Wisconsin Republicans have unveiled a proposed bill that would legalize medical cannabis, but with strict limitations on who can get it and where it can be sold.
The bill would only allow access to people diagnosed with serious diseases including cancer, HIV or AIDS, glaucoma, multiple sclerosis, inflammatory bowel disease, severe muscle spasms, chronic pain or nausea, according to the Associated Press. Patients with terminal illnesses and less than a year to live would also qualify.
“We want to make this available to people, but we want to have tight controls on it as well,” said state Rep. Jon Plumer.
Access to medical cannabis would also be limited to five, state-run dispensaries. Locations have yet to be determined but it’s likely they would be strategically placed throughout the state.
The bill will also dictate that no “smokeable” marijuana can be dispensed in the state. But other forms including gummies, concentrates, oils, tinctures, creams, vapes and liquids will be allowed.
Governor Tony Evers last week said he would support the bill, though he seemed dismayed that the proposal stopped short of full, state-wide recreational and medical cannabis.
State Senator Melissa Agard called the bill a “disappointing” proposal from Republicans.
“As Wisconsin is increasingly an island of prohibition, putting forward an overly restrictive medical cannabis bill does not move our state in the right direction.

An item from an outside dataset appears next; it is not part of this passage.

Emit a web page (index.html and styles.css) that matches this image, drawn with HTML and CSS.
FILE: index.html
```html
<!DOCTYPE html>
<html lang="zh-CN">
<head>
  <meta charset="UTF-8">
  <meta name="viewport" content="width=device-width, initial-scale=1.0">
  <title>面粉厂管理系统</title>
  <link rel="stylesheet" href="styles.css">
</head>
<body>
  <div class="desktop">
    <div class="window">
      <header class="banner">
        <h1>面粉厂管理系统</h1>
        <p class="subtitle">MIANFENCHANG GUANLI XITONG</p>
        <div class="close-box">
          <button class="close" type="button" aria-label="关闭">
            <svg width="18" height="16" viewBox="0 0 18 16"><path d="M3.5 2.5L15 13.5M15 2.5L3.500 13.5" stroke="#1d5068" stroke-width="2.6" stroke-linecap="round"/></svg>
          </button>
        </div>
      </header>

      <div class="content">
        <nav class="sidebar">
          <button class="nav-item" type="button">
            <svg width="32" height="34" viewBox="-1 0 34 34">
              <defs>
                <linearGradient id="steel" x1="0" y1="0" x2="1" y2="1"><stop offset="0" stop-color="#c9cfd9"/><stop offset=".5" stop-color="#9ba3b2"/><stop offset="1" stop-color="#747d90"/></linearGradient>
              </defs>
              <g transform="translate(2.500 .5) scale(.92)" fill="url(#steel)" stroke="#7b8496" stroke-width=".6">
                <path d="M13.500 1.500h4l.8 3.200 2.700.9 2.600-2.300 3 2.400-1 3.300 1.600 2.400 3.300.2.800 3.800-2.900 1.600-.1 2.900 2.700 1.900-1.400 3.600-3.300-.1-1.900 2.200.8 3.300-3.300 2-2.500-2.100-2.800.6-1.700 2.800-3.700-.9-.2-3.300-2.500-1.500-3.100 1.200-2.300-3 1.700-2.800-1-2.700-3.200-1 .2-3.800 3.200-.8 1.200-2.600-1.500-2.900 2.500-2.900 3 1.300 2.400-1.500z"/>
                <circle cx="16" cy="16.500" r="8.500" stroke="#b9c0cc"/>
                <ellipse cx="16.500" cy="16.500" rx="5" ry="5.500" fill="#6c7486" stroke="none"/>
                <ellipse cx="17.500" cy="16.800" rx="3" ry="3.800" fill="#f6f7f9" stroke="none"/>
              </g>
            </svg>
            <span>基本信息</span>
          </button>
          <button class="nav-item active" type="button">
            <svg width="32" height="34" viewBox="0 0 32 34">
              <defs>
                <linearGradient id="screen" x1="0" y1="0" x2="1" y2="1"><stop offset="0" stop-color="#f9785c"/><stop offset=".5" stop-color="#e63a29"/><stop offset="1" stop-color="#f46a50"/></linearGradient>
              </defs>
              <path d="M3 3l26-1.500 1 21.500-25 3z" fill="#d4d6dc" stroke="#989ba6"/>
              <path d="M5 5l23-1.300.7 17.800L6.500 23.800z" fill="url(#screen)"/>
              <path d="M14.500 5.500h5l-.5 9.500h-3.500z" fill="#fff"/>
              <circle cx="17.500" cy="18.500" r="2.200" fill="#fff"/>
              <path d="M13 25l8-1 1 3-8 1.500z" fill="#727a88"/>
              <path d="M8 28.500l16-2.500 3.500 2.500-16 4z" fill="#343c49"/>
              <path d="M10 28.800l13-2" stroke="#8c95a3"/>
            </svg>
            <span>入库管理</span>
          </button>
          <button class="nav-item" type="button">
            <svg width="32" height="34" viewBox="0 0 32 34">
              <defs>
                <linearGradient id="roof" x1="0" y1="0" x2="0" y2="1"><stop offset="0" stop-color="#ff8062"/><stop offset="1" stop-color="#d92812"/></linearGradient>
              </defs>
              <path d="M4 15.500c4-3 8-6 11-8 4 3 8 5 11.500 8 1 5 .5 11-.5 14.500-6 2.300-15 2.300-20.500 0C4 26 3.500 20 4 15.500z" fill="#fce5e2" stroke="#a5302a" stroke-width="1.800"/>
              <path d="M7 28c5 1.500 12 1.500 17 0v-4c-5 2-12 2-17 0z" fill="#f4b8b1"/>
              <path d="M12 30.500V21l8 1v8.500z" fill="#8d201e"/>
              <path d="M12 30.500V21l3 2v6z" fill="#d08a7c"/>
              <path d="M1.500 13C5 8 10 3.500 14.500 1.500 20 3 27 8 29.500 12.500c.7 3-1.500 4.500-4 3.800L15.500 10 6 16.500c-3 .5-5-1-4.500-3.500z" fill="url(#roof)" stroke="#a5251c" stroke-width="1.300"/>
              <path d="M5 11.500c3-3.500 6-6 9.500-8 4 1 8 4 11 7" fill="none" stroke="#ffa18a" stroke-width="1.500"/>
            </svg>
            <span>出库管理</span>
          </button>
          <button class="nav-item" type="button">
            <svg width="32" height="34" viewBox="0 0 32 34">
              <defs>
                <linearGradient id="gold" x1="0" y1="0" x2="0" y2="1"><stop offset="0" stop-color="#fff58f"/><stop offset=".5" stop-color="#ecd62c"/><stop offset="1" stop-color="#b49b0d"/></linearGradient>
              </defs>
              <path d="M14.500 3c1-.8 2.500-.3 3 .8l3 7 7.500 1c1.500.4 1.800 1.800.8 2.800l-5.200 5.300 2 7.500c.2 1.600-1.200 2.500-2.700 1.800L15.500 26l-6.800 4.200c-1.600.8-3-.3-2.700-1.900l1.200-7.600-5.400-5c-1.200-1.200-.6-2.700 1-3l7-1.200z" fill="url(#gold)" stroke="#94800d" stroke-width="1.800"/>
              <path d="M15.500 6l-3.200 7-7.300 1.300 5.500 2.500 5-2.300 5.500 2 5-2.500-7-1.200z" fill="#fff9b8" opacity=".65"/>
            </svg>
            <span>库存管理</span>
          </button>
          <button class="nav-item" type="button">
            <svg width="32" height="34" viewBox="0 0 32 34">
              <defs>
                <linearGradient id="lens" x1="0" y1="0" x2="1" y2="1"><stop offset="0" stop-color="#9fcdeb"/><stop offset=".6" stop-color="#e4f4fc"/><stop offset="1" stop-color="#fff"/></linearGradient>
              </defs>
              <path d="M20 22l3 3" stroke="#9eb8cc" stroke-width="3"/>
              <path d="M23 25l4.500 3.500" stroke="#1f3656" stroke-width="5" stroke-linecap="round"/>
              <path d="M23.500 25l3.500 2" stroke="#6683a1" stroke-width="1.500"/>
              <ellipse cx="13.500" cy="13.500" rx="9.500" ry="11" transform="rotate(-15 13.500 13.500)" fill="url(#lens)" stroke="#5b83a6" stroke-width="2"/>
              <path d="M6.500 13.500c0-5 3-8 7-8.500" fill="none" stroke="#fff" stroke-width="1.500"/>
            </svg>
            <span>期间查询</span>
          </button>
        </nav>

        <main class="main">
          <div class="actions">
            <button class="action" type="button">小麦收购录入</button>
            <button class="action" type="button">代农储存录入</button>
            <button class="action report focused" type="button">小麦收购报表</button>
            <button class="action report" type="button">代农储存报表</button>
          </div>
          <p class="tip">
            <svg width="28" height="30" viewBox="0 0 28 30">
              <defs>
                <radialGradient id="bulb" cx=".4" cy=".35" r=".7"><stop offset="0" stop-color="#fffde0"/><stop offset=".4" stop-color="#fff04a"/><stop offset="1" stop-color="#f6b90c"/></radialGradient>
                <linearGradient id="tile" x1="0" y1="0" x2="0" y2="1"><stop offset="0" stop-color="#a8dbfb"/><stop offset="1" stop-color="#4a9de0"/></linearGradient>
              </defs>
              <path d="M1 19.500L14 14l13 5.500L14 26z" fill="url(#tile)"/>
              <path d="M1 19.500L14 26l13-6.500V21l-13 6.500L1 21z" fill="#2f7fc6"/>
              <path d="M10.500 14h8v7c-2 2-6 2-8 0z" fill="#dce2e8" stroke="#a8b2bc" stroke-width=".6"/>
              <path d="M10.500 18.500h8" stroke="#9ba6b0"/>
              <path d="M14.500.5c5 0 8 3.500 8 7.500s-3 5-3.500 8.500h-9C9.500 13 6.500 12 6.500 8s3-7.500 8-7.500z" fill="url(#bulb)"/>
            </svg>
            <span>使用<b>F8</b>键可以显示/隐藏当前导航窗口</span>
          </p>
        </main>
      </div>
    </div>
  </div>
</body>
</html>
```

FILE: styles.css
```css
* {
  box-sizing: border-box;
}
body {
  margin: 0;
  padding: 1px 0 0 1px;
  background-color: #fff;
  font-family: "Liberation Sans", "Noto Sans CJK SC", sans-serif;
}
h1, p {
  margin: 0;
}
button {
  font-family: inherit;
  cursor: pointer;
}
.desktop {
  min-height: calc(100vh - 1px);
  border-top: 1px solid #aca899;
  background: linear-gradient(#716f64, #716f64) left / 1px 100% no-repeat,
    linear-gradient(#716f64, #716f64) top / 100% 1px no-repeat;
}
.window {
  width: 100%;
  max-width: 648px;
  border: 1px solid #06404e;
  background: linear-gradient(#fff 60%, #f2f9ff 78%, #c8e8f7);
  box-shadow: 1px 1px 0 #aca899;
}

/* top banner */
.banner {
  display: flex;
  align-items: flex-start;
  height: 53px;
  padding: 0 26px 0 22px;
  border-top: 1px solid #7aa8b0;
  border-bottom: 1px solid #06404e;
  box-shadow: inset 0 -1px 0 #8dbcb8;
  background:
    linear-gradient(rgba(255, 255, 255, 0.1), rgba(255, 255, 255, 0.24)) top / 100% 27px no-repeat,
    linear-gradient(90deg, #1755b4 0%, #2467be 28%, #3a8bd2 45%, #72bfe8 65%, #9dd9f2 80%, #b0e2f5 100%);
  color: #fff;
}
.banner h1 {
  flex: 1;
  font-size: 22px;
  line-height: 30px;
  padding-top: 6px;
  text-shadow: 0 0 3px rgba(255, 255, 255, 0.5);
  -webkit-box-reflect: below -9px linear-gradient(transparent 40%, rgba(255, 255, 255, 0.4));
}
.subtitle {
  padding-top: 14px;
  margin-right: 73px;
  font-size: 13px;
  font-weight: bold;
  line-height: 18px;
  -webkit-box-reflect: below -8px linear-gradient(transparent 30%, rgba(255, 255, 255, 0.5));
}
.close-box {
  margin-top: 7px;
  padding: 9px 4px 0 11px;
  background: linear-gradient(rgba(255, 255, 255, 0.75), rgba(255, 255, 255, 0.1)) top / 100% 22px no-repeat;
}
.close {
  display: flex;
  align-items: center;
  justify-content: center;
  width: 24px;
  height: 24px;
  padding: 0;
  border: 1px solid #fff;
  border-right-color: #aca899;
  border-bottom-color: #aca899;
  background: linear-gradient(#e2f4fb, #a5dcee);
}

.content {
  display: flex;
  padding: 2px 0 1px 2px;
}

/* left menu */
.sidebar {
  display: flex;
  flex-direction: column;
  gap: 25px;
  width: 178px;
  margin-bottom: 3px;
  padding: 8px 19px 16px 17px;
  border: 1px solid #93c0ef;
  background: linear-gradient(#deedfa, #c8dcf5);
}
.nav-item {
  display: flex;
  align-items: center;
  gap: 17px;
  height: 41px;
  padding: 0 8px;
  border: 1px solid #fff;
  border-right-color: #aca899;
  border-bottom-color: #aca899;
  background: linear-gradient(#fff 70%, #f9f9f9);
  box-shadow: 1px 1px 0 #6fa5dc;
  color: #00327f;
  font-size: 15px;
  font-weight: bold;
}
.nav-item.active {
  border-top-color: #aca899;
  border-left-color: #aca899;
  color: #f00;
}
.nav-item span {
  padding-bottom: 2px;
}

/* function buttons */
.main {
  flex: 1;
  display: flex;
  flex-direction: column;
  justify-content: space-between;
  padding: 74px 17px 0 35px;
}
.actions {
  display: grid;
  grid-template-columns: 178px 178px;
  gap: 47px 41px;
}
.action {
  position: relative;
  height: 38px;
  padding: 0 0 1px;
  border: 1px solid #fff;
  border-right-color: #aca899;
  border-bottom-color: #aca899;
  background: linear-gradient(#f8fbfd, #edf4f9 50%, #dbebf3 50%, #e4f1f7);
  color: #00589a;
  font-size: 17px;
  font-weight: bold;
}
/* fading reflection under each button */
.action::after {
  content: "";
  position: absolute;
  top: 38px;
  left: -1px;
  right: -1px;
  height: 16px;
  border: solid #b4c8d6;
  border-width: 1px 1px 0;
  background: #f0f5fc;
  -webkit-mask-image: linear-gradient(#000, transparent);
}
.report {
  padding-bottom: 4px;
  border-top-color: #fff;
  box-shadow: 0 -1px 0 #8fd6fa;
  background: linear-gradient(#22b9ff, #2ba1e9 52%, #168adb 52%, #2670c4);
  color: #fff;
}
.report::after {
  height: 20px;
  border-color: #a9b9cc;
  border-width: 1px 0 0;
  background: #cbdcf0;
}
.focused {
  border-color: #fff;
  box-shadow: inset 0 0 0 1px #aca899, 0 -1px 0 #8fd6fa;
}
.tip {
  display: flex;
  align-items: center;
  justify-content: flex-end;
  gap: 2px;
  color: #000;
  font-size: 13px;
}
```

I will continue to tirelessly advocate for full legalization that will provide the public safety, freedom, opportunity, and economic benefit that Wisconsinites deserve,” said Agard in a statement. “This bill is picking winners and losers, and it doesn’t need to be this way.”
Illinois, Michigan and Minnesota, all of which border Wisconsin, have all legalized adult-use recreational cannabis.